Source excerpt —
<<<<
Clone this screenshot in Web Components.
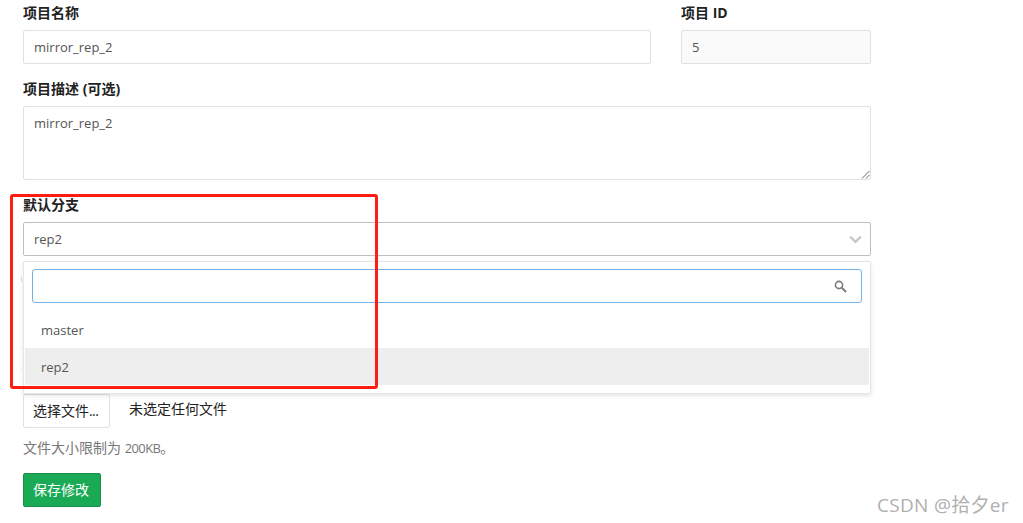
<!DOCTYPE html>
<html>
<head>
<meta charset="utf-8">
<title>项目设置</title>
<style>
html,body{margin:0;padding:0;background:#fff;}
body{width:1023px;height:523px;overflow:hidden;position:relative;font-family:"Open Sans","Noto Sans CJK SC",sans-serif;font-size:14px;color:#333;}
</style>
</head>
<body>
<settings-page>
  <div class="row" slot="top">
    <form-field style="flex:0 0 628px" label="项目名称"><text-box>mirror_rep_2</text-box></form-field>
    <form-field style="flex:0 0 190px" label="项目 ID"><text-box readonly>5</text-box></form-field>
  </div>
  <form-field slot="desc" label="项目描述 (可选)"><text-area>mirror_rep_2</text-area></form-field>
  <form-field slot="branch" label="默认分支">
    <branch-select value="rep2">
      <branch-option>master</branch-option>
      <branch-option active>rep2</branch-option>
    </branch-select>
  </form-field>
  <file-picker slot="file"></file-picker>
  <span slot="help">文件大小限制为 <span style="font-size:13px;letter-spacing:-.6px">200KB</span>。</span>
  <save-button slot="save">保存修改</save-button>
</settings-page>
<red-mark></red-mark>
<water-mark>CSDN @拾夕er</water-mark>

<script>
class SettingsPage extends HTMLElement{
  constructor(){
    super();
    this.attachShadow({mode:'open'}).innerHTML=`
      <style>
        :host{display:block;width:848px;padding:3px 0 0 23px;}
        .top{display:flex;}
        ::slotted(.row){display:flex;gap:30px;}
        .desc{margin-top:15px;}
        .branch{margin-top:15px;}
        .file{margin-top:138px;}
        .help{margin-top:11px;height:18px;line-height:18px;color:#777;}
        .save{margin-top:16px;}
      </style>
      <div class="top"><slot name="top"></slot></div>
      <div class="desc"><slot name="desc"></slot></div>
      <div class="branch"><slot name="branch"></slot></div>
      <div class="file"><slot name="file"></slot></div>
      <div class="help"><slot name="help"></slot></div>
      <div class="save"><slot name="save"></slot></div>
    `;
  }
}
class FormField extends HTMLElement{
  constructor(){
    super();
    this.attachShadow({mode:'open'}).innerHTML=`
      <style>
        :host{display:block;}
        label{display:block;height:18px;line-height:20px;margin-bottom:9px;font-weight:700;color:#222;}
      </style>
      <label></label>
      <slot></slot>
    `;
    this.shadowRoot.querySelector('label').textContent=this.getAttribute('label');
  }
}
class TextBox extends HTMLElement{
  constructor(){
    super();
    this.attachShadow({mode:'open'}).innerHTML=`
      <style>
        :host{display:block;box-sizing:border-box;height:34px;line-height:32px;padding:0 10px;border:1px solid #e1e1e1;border-radius:2px;background:#fff;color:#555;font-size:13px;}
        :host([readonly]){background:#fafafa;}
      </style>
      <slot></slot>
    `;
  }
}
class TextArea extends HTMLElement{
  constructor(){
    super();
    this.attachShadow({mode:'open'}).innerHTML=`
      <style>
        :host{display:block;position:relative;box-sizing:border-box;height:74px;line-height:18px;padding:7px 10px;border:1px solid #e1e1e1;border-radius:2px;color:#555;font-size:13px;}
        svg{position:absolute;right:0;bottom:0;}
      </style>
      <slot></slot>
      <svg width="9" height="9" viewBox="0 0 9 9" fill="none" stroke="#666" stroke-width="1">
        <path d="M1 8.5 8.5 1M5 8.5 8.5 5"/>
      </svg>
    `;
  }
}
class BranchSelect extends HTMLElement{
  constructor(){
    super();
    this.attachShadow({mode:'open'}).innerHTML=`
      <style>
        :host{display:block;position:relative;}
        .box{display:flex;align-items:center;justify-content:space-between;box-sizing:border-box;height:34px;padding:0 8px 0 10px;border:1px solid #bfbfbf;border-radius:2px;color:#555;font-size:13px;}
        .menu{position:absolute;left:0;right:0;top:39px;box-sizing:border-box;height:133px;padding:7px 1px 8px;background:#fff;border:1px solid #e5e5e5;border-radius:2px;box-shadow:0 2px 4px rgba(0,0,0,.1);}
        .search{display:flex;align-items:center;justify-content:flex-end;box-sizing:border-box;height:34px;margin:0 7px 8px;padding-right:14px;border:1px solid #73b1e6;border-radius:3px;}
        .peek{position:absolute;left:-2px;width:1px;background:#f7d9a8;}
      </style>
      <div class="box">
        <span class="val"></span>
        <svg width="13" height="9" viewBox="0 0 13 9" fill="none" stroke="#c4c9cc" stroke-width="2.4"><path d="M1.2 1.6 6.5 6.8 11.8 1.6"/></svg>
      </div>
      <i class="peek" style="top:55px;height:5px"></i>
      <i class="peek" style="top:126px;height:1px"></i>
      <i class="peek" style="top:147px;height:1px"></i>
      <div class="menu">
        <div class="search">
          <svg width="13" height="13" viewBox="0 0 13 13" fill="none" stroke="#7c7c7c"><circle cx="5" cy="5" r="3.6" stroke-width="1.6"/><path d="M7.8 7.8 12 12" stroke-width="2"/></svg>
        </div>
        <slot></slot>
      </div>
    `;
    this.shadowRoot.querySelector('.val').textContent=this.getAttribute('value');
  }
}
class BranchOption extends HTMLElement{
  constructor(){
    super();
    this.attachShadow({mode:'open'}).innerHTML=`
      <style>
        :host{display:block;height:37px;line-height:38px;padding-left:16px;color:#555;font-size:13px;}
        :host([active]){background:#eee;}
      </style>
      <slot></slot>
    `;
  }
}
class FilePicker extends HTMLElement{
  constructor(){
    super();
    this.attachShadow({mode:'open'}).innerHTML=`
      <style>
        :host{display:flex;align-items:flex-start;gap:19px;color:#222;}
        .btn{box-sizing:border-box;width:87px;height:34px;line-height:32px;padding-left:9px;border:1px solid #e1e1e1;border-radius:2px;background:#fff;white-space:nowrap;}
        .btn span{letter-spacing:-.6px;}
        .name{line-height:30px;}
      </style>
      <div class="btn">选择文件<span>...</span></div>
      <div class="name">未选定任何文件</div>
    `;
  }
}
class SaveButton extends HTMLElement{
  constructor(){
    super();
    this.attachShadow({mode:'open'}).innerHTML=`
      <style>
        :host{display:block;box-sizing:border-box;width:78px;height:34px;line-height:32px;padding-left:9px;background:#1aaa55;border:1px solid #168f48;border-radius:2px;color:#fff;}
      </style>
      <slot></slot>
    `;
  }
}
class RedMark extends HTMLElement{
  constructor(){
    super();
    this.attachShadow({mode:'open'}).innerHTML=`
      <style>
        :host{position:absolute;left:10px;top:194px;width:368px;height:195px;box-sizing:border-box;border:3px solid #fe1c13;border-radius:3px;}
      </style>
    `;
  }
}
class WaterMark extends HTMLElement{
  constructor(){
    super();
    this.attachShadow({mode:'open'}).innerHTML=`
      <style>
        :host{position:absolute;left:877px;top:491px;line-height:28px;font-size:19px;letter-spacing:.3px;color:#b0b0b0;white-space:nowrap;}
      </style>
      <slot></slot>
    `;
  }
}
customElements.define('settings-page',SettingsPage);
customElements.define('form-field',FormField);
customElements.define('text-box',TextBox);
customElements.define('text-area',TextArea);
customElements.define('branch-select',BranchSelect);
customElements.define('branch-option',BranchOption);
customElements.define('file-picker',FilePicker);
customElements.define('save-button',SaveButton);
customElements.define('red-mark',RedMark);
customElements.define('water-mark',WaterMark);
</script>
</body>
</html>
>>>>
Pictures stay out. Repeat only the lines from the beginning of the data through the line that has "<water-mark>CSDN @拾夕er</water-mark>".

Clone this screenshot in Web Components.
<!DOCTYPE html>
<html>
<head>
<meta charset="utf-8">
<title>项目设置</title>
<style>
html,body{margin:0;padding:0;background:#fff;}
body{width:1023px;height:523px;overflow:hidden;position:relative;font-family:"Open Sans","Noto Sans CJK SC",sans-serif;font-size:14px;color:#333;}
</style>
</head>
<body>
<settings-page>
  <div class="row" slot="top">
    <form-field style="flex:0 0 628px" label="项目名称"><text-box>mirror_rep_2</text-box></form-field>
    <form-field style="flex:0 0 190px" label="项目 ID"><text-box readonly>5</text-box></form-field>
  </div>
  <form-field slot="desc" label="项目描述 (可选)"><text-area>mirror_rep_2</text-area></form-field>
  <form-field slot="branch" label="默认分支">
    <branch-select value="rep2">
      <branch-option>master</branch-option>
      <branch-option active>rep2</branch-option>
    </branch-select>
  </form-field>
  <file-picker slot="file"></file-picker>
  <span slot="help">文件大小限制为 <span style="font-size:13px;letter-spacing:-.6px">200KB</span>。</span>
  <save-button slot="save">保存修改</save-button>
</settings-page>
<red-mark></red-mark>
<water-mark>CSDN @拾夕er</water-mark>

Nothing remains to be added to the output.